Rememorar um fenômeno é também recriá-lo: elaboram-se interpretações que aliam o passado ao presente e, com isso, esboçam possibilidades de futuro. O golpe de 1964 é da categoria de eventos que nunca passam completamente, assombrando mesmo depois de sessenta anos. Ele acopla diferentes temporalidades e, apesar dos importantes esforços para superá-lo, seu espectro perdura como uma ameaça ao projeto democrático.
O golpe interrompeu a história brasileira, inscrevendo o autoritarismo, a violação de direitos e a repressão na sociedade e nas instituições. Essa experiência autoritária não foi inédita -— nossa história está marcada por elas. Esse golpe e a ditadura, porém, foram hábeis em falsear a história por meio do legalismo. Os juristas do golpe produziram a certidão de nascimento no Ato Institucional nº 1 (AI-1), fundamentando juridicamente a supressão da ordem democrática como uma “revolução”. Com isso, poderiam cercear os poderes, tendo a autonomeada “revolução” a função de “drenar o bolsão comunista”. A metáfora infecta foi a tônica da construção de um mundo em que o descumprimento constitucional era apresentado como seu oposto.
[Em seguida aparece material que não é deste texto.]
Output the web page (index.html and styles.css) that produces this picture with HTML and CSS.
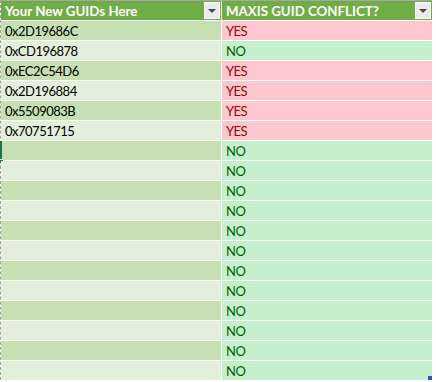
FILE: index.html
```html
<!DOCTYPE html>
<html>
<head>
<meta charset="utf-8">
<link rel="stylesheet" href="styles.css">
</head>
<body>
<div class="sheet">
  <div class="table">
    <div class="hcell"><span>Your New GUIDs Here</span><span class="dd"></span></div>
    <div class="hcell"><span>MAXIS GUID CONFLICT?</span><span class="dd"></span></div>

    <div class="cell odd">0x2D19686C</div><div class="cell yes">YES</div>
    <div class="cell even">0xCD196878</div><div class="cell no">NO</div>
    <div class="cell odd">0xEC2C54D6</div><div class="cell yes">YES</div>
    <div class="cell even">0x2D196884</div><div class="cell yes">YES</div>
    <div class="cell odd">0x5509083B</div><div class="cell yes">YES</div>
    <div class="cell even">0x70751715</div><div class="cell yes">YES</div>
    <div class="cell odd active"></div><div class="cell no">NO</div>
    <div class="cell even"></div><div class="cell no">NO</div>
    <div class="cell odd"></div><div class="cell no">NO</div>
    <div class="cell even"></div><div class="cell no">NO</div>
    <div class="cell odd"></div><div class="cell no">NO</div>
    <div class="cell even"></div><div class="cell no">NO</div>
    <div class="cell odd"></div><div class="cell no">NO</div>
    <div class="cell even"></div><div class="cell no">NO</div>
    <div class="cell odd"></div><div class="cell no">NO</div>
    <div class="cell even"></div><div class="cell no">NO</div>
    <div class="cell odd"></div><div class="cell no">NO</div>
    <div class="cell even"></div><div class="cell no last">NO</div>
  </div>
</div>
</body>
</html>
```
FILE: styles.css
```css
html, body {
  margin: 0;
  padding: 0;
  background: #ffffff;
}
.sheet {
  width: 436px;
  height: 382px;
  overflow: hidden;
  font-family: Lato, "Liberation Sans", sans-serif;
  font-size: 13px;
  background: #ffffff;
}
.table {
  display: grid;
  grid-template-columns: 220px 210px;
  grid-auto-rows: 19px;
  column-gap: 1px;
  row-gap: 1px;
  width: 431px;
  border-top: 1px solid #a6a6a6;
  border-left: 1px dashed #a0a0a0;
  background: #ffffff;
}
.hcell {
  display: flex;
  align-items: center;
  justify-content: space-between;
  background: #70ad47;
  color: #ffffff;
  font-weight: 700;
  font-size: 13.3px;
  padding-left: 4px;
  padding-right: 1px;
}
.dd {
  width: 14px;
  height: 15px;
  background: #ebebeb;
  border: 1px solid #ffffff;
  display: flex;
  align-items: center;
  justify-content: center;
}
.dd::after {
  content: "";
  border-left: 4px solid transparent;
  border-right: 4px solid transparent;
  border-top: 4px solid #4a4a4a;
  margin-top: 1px;
}
.cell {
  position: relative;
  padding: 2px 0 0 4px;
  line-height: 17px;
  color: #000000;
  letter-spacing: -0.5px;
}
.odd { background: #c6e0b4; }
.even { background: #e2efda; }
.yes { background: #ffc7ce; color: #9c0006; }
.no { background: #c6efce; color: #006100; }
.active::before {
  content: "";
  position: absolute;
  left: -1px;
  top: 0;
  width: 2px;
  height: 19px;
  background: #217346;
}
.active::after {
  content: "";
  position: absolute;
  left: -1px;
  top: 18px;
  width: 3px;
  height: 3px;
  background: #217346;
  border: 1px solid #ffffff;
  border-left: none;
}
.last::after {
  content: "";
  position: absolute;
  right: 0;
  bottom: 0;
  width: 4px;
  height: 4px;
  background: #3a4fb8;
}
```
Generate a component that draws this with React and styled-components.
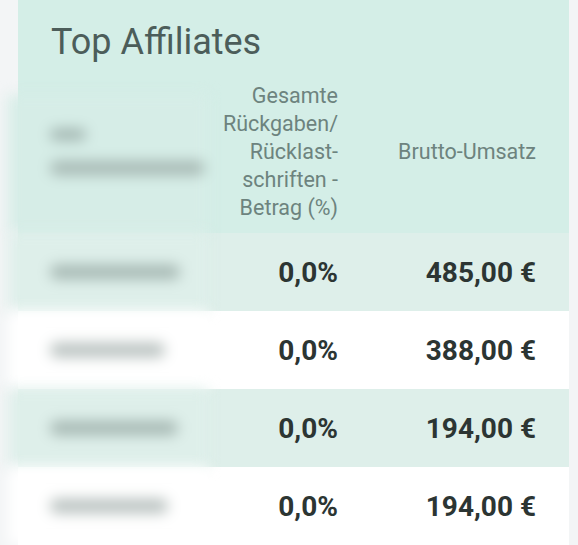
import React from "react";
import styled, { createGlobalStyle } from "styled-components";

const GlobalStyle = createGlobalStyle`
  body {
    margin: 0;
    background: #f3f5f6;
    font-family: Roboto, "Liberation Sans", sans-serif;
  }
`;

const Page = styled.div`
  padding: 0 9px 0 18px;
  height: 545px;
  overflow: hidden;
`;

const Card = styled.div`
  background: #d4eee7;
  padding-top: 20px;
`;

const Title = styled.h2`
  margin: 0;
  padding-left: 33px;
  font-size: 36px;
  line-height: 44px;
  font-weight: 400;
  color: #4c5d5a;
`;

const Row = styled.div`
  display: grid;
  grid-template-columns: 190px 142px 1fr;
  height: ${p => (p.$head ? "153px" : "78px")};
  margin-top: ${p => (p.$head ? "16px" : "0")};
  background: ${p => (p.$head ? "#d4eee7" : p.$alt ? "#deefea" : "#ffffff")};
`;

const NameCell = styled.div`
  display: flex;
  flex-direction: column;
  justify-content: center;
  margin: ${p => (p.$head ? "15px 0 0 -10px" : "0 0 0 -10px")};
  padding: ${p => (p.$head ? "0 0 24px 42px" : "0 0 0 42px")};
  background: ${p => (p.$head ? "#d6ede7" : "inherit")};
  filter: blur(7px);
`;

const Blob = styled.span`
  display: block;
  width: ${p => p.$w}px;
  height: ${p => p.$h || 14}px;
  margin-top: ${p => p.$gap || 0}px;
  border-radius: 7px;
  background: ${p => p.$c || "#a3b3ae"};
`;

const Cell = styled.div`
  display: flex;
  align-items: center;
  justify-content: flex-end;
  text-align: right;
  padding-right: ${p => p.$pr}px;
  padding-bottom: ${p => (p.$head ? "10px" : "0")};
`;

const HeadText = styled.span`
  font-size: 21.5px;
  line-height: 28px;
  color: #6d837e;
`;

const Value = styled.span`
  font-size: 28px;
  font-weight: 700;
  color: #2c3533;
`;

const rows = [
  { pct: "0,0%", total: "485,00 €", w: 130 },
  { pct: "0,0%", total: "388,00 €", w: 115 },
  { pct: "0,0%", total: "194,00 €", w: 128 },
  { pct: "0,0%", total: "194,00 €", w: 118 },
];

export default function App() {
  return (
    <>
      <GlobalStyle />
      <Page>
        <Card>
          <Title>Top Affiliates</Title>
          <Row $head>
            <NameCell $head>
              <Blob $w={36} $h={11} $c="#9db0ab" />
              <Blob $w={155} $h={14} $gap={21} $c="#a6b8b3" />
            </NameCell>
            <Cell $head $pr={12}>
              <HeadText>
                Gesamte
                <br />
                Rückgaben/
                <br />
                Rücklast-
                <br />
                schriften -
                <br />
                Betrag (%)
              </HeadText>
            </Cell>
            <Cell $head $pr={33}>
              <HeadText>Brutto-Umsatz</HeadText>
            </Cell>
          </Row>
          {rows.map((r, i) => (
            <Row key={i} $alt={i % 2 === 0}>
              <NameCell>
                <Blob $w={r.w} $c={i % 2 === 0 ? "#a4b6b1" : "#b6bfbd"} />
              </NameCell>
              <Cell $pr={12}>
                <Value>{r.pct}</Value>
              </Cell>
              <Cell $pr={33}>
                <Value>{r.total}</Value>
              </Cell>
            </Row>
          ))}
        </Card>
      </Page>
    </>
  );
}
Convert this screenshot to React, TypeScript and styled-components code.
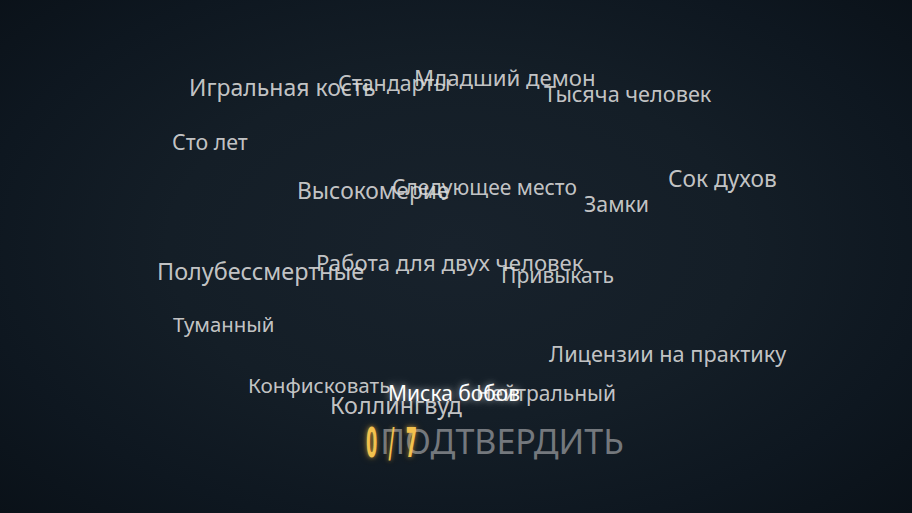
import React from "react";
import styled, { createGlobalStyle } from "styled-components";

const GlobalStyle = createGlobalStyle`
  html, body {
    margin: 0;
    padding: 0;
    width: 100%;
    height: 100%;
    overflow: hidden;
    background: #0b131a;
  }
  #root {
    width: 100%;
    height: 100%;
  }
`;

const Stage = styled.main`
  display: grid;
  width: 912px;
  height: 513px;
  overflow: hidden;
  background: radial-gradient(
    ellipse 70% 75% at 50% 48%,
    #18222c 0%,
    #141e27 45%,
    #0e1720 75%,
    #0a1118 100%
  );
  font-family: "Noto Sans", "Open Sans", sans-serif;
`;

const WordField = styled.section`
  grid-area: 1 / 1;
  position: relative;
`;

type WordProps = {
  $x: number;
  $base: number;
  $size: number;
  $picked?: boolean;
};

const Word = styled.span<WordProps>`
  position: absolute;
  left: ${(p) => p.$x}px;
  top: calc(${(p) => p.$base}px - 0.89em);
  font-size: ${(p) => p.$size}px;
  line-height: 1;
  white-space: nowrap;
  color: ${(p) => (p.$picked ? "#ffffff" : "rgba(218, 218, 218, 0.9)")};
  text-shadow: ${(p) =>
    p.$picked
      ? "0 0 6px rgba(255,255,255,0.55), 0 0 14px rgba(255,255,255,0.25)"
      : "none"};
  z-index: ${(p) => (p.$picked ? 2 : 1)};
  cursor: pointer;
`;

const Footer = styled.footer`
  grid-area: 1 / 1;
  align-self: end;
  display: flex;
  justify-content: center;
  align-items: center;
  padding: 0 0 52px 78px;
  z-index: 3;
`;

const Counter = styled.span`
  position: relative;
  top: 2px;
  z-index: 2;
  width: 50px;
  margin-right: -36px;
  font-family: "DejaVu Sans Condensed", "DejaVu Sans", sans-serif;
  font-weight: bold;
  font-size: 40px;
  line-height: 1;
  letter-spacing: 25px;
  white-space: nowrap;
  color: #f3c24e;
  text-shadow: 0 0 6px rgba(243, 180, 60, 0.65), 0 0 14px rgba(243, 180, 60, 0.3);
  transform: scaleX(0.45);
  transform-origin: left center;
`;

const ConfirmButton = styled.button`
  border: 0;
  padding: 0;
  background: none;
  font-family: "Noto Sans", "Open Sans", sans-serif;
  font-size: 34px;
  line-height: 1;
  color: #74787d;
  cursor: pointer;
`;

type Item = { text: string; x: number; base: number; size: number; picked?: boolean };

const words: Item[] = [
  { text: "Игральная кость", x: 189, base: 96, size: 23 },
  { text: "Стандарты", x: 338, base: 91, size: 21.4 },
  { text: "Младший демон", x: 414, base: 87, size: 22.2 },
  { text: "Тысяча человек", x: 544, base: 102, size: 21.7 },
  { text: "Сто лет", x: 172, base: 150, size: 21.4 },
  { text: "Высокомерие", x: 297, base: 200, size: 22.8 },
  { text: "Следующее место", x: 392, base: 196, size: 21 },
  { text: "Замки", x: 584, base: 212, size: 21.3 },
  { text: "Сок духов", x: 668, base: 188, size: 22.7 },
  { text: "Полубессмертные", x: 157, base: 281, size: 23.4 },
  { text: "Работа для двух человек", x: 316, base: 272, size: 22.2 },
  { text: "Привыкать", x: 501, base: 283, size: 21.1 },
  { text: "Туманный", x: 173, base: 332, size: 20.4 },
  { text: "Лицензии на практику", x: 549, base: 362, size: 21.7 },
  { text: "Конфисковать", x: 248, base: 393, size: 20.7 },
  { text: "Нейтральный", x: 476, base: 402, size: 21 },
  { text: "Коллингвуд", x: 330, base: 415, size: 23.3 },
  { text: "Миска бобов", x: 388, base: 402, size: 21, picked: true },
];

export default function App() {
  return (
    <>
      <GlobalStyle />
      <Stage>
        <WordField>
          {words.map((w) => (
            <Word key={w.text} $x={w.x} $base={w.base} $size={w.size} $picked={w.picked}>
              {w.text}
            </Word>
          ))}
        </WordField>
        <Footer>
          <Counter>0/7</Counter>
          <ConfirmButton>ПОДТВЕРДИТЬ</ConfirmButton>
        </Footer>
      </Stage>
    </>
  );
}
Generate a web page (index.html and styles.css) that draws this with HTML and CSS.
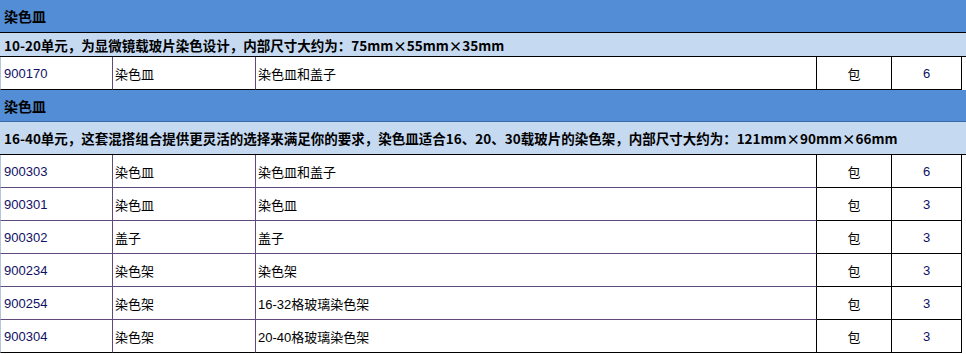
FILE: index.html
```html
<!DOCTYPE html>
<html lang="zh">
<head>
<meta charset="utf-8">
<title>染色皿</title>
<link rel="stylesheet" href="styles.css">
</head>
<body>
<div class="sheet">
  <div class="head head-a">染色皿</div>
  <div class="desc desc-a">10-20单元，为显微镜载玻片染色设计，内部尺寸大约为：75mm×55mm×35mm</div>
  <div class="row row-black">
    <div class="c code">900170</div><div class="c name">染色皿</div><div class="c spec">染色皿和盖子</div><div class="c unit">包</div><div class="c qty">6</div><div class="c tail"></div>
  </div>
  <div class="head head-b">染色皿</div>
  <div class="desc desc-b">16-40单元，这套混搭组合提供更灵活的选择来满足你的要求，染色皿适合16、20、30载玻片的染色架，内部尺寸大约为：121mm×90mm×66mm</div>
  <div class="row">
    <div class="c code">900303</div><div class="c name">染色皿</div><div class="c spec">染色皿和盖子</div><div class="c unit">包</div><div class="c qty">6</div><div class="c tail"></div>
  </div>
  <div class="row">
    <div class="c code">900301</div><div class="c name">染色皿</div><div class="c spec">染色皿</div><div class="c unit">包</div><div class="c qty">3</div><div class="c tail"></div>
  </div>
  <div class="row">
    <div class="c code">900302</div><div class="c name">盖子</div><div class="c spec">盖子</div><div class="c unit">包</div><div class="c qty">3</div><div class="c tail"></div>
  </div>
  <div class="row">
    <div class="c code">900234</div><div class="c name">染色架</div><div class="c spec">染色架</div><div class="c unit">包</div><div class="c qty">3</div><div class="c tail"></div>
  </div>
  <div class="row">
    <div class="c code">900254</div><div class="c name">染色架</div><div class="c spec">16-32格玻璃染色架</div><div class="c unit">包</div><div class="c qty">3</div><div class="c tail"></div>
  </div>
  <div class="row row-last">
    <div class="c code">900304</div><div class="c name">染色架</div><div class="c spec">20-40格玻璃染色架</div><div class="c unit">包</div><div class="c qty">3</div><div class="c tail"></div>
  </div>
</div>
</body>
</html>
```
FILE: styles.css
```css
* { box-sizing: border-box; }
html, body { margin: 0; padding: 0; background: #ffffff; }
body {
  font-family: "Liberation Sans", "Noto Sans CJK SC", sans-serif;
  font-size: 13px;
  color: #000;
}
.sheet { width: 966px; }

.head {
  background: #538dd5;
  font-family: "Noto Sans CJK SC", sans-serif;
  font-weight: bold;
  font-size: 14px;
  color: #000;
  padding-left: 4px;
  display: flex;
  align-items: center;
}
.head-a { height: 33px; border-bottom: 1px solid #000; }
.head-b { height: 32px; border-bottom: 1px solid #3b6aa8; }

.desc {
  background: #c5d9f1;
  font-family: "Noto Sans CJK SC", sans-serif;
  font-weight: bold;
  font-size: 13.5px;
  color: #000;
  padding-left: 4px;
  display: flex;
  align-items: center;
  border-bottom: 1px solid #000;
  white-space: nowrap;
}
.desc-a { height: 24px; }
.desc-b { height: 33px; }

.row {
  display: grid;
  grid-template-columns: 113px 143px 561px 75px 70px 1fr;
  height: 33px;
}
.c {
  display: flex;
  align-items: center;
  border-bottom: 1px solid #604a7b;
  white-space: nowrap;
}
.code {
  border-left: 1px solid #b4c6de;
  border-right: 1px solid #604a7b;
  padding-left: 3px;
  color: #101066;
}
.name {
  border-right: 1px solid #604a7b;
  padding-left: 2px;
  font-family: "Noto Sans CJK SC", sans-serif;
}
.spec {
  border-right: 1px solid #000;
  padding-left: 2px;
}
.unit {
  border-right: 1px solid #000;
  border-bottom-color: #000;
  justify-content: center;
  font-family: "Noto Sans CJK SC", sans-serif;
}
.qty {
  border-right: 1px solid #000;
  border-bottom-color: #000;
  justify-content: center;
  color: #101066;
}
.tail { border-bottom: none; }

.row-black .c { border-bottom-color: #000; }
.row-black .tail { border-bottom: none; }
.row-last .c { border-bottom-color: #000; }
.row-last .tail { border-bottom: none; }
```
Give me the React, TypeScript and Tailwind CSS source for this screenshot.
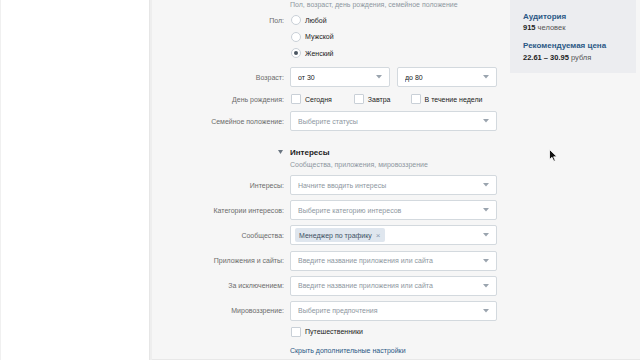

Depois do AI-1, criado para ser único, houve mais dezesseis, tornando permanente o que se apresentava como temporário. A gestão das temporalidades é marca do golpe. A insistência em arquitetar algo novo, com o objetivo de se afastar de potenciais pressões políticas, foi uma tentativa de criar uma história forjada artificialmente, em que tudo o que escapa da invenção deve ser destruído. Daí que a ditadura tenha tido repressões políticas, artísticas e morais. As ditaduras não convivem com a diversidade, sobretudo aquelas que mostram o feio e o imperfeito. Nessa toada, a invocação do arremedo de legalidade foi instrumento de acobertamento das ações mais ilegais e imorais.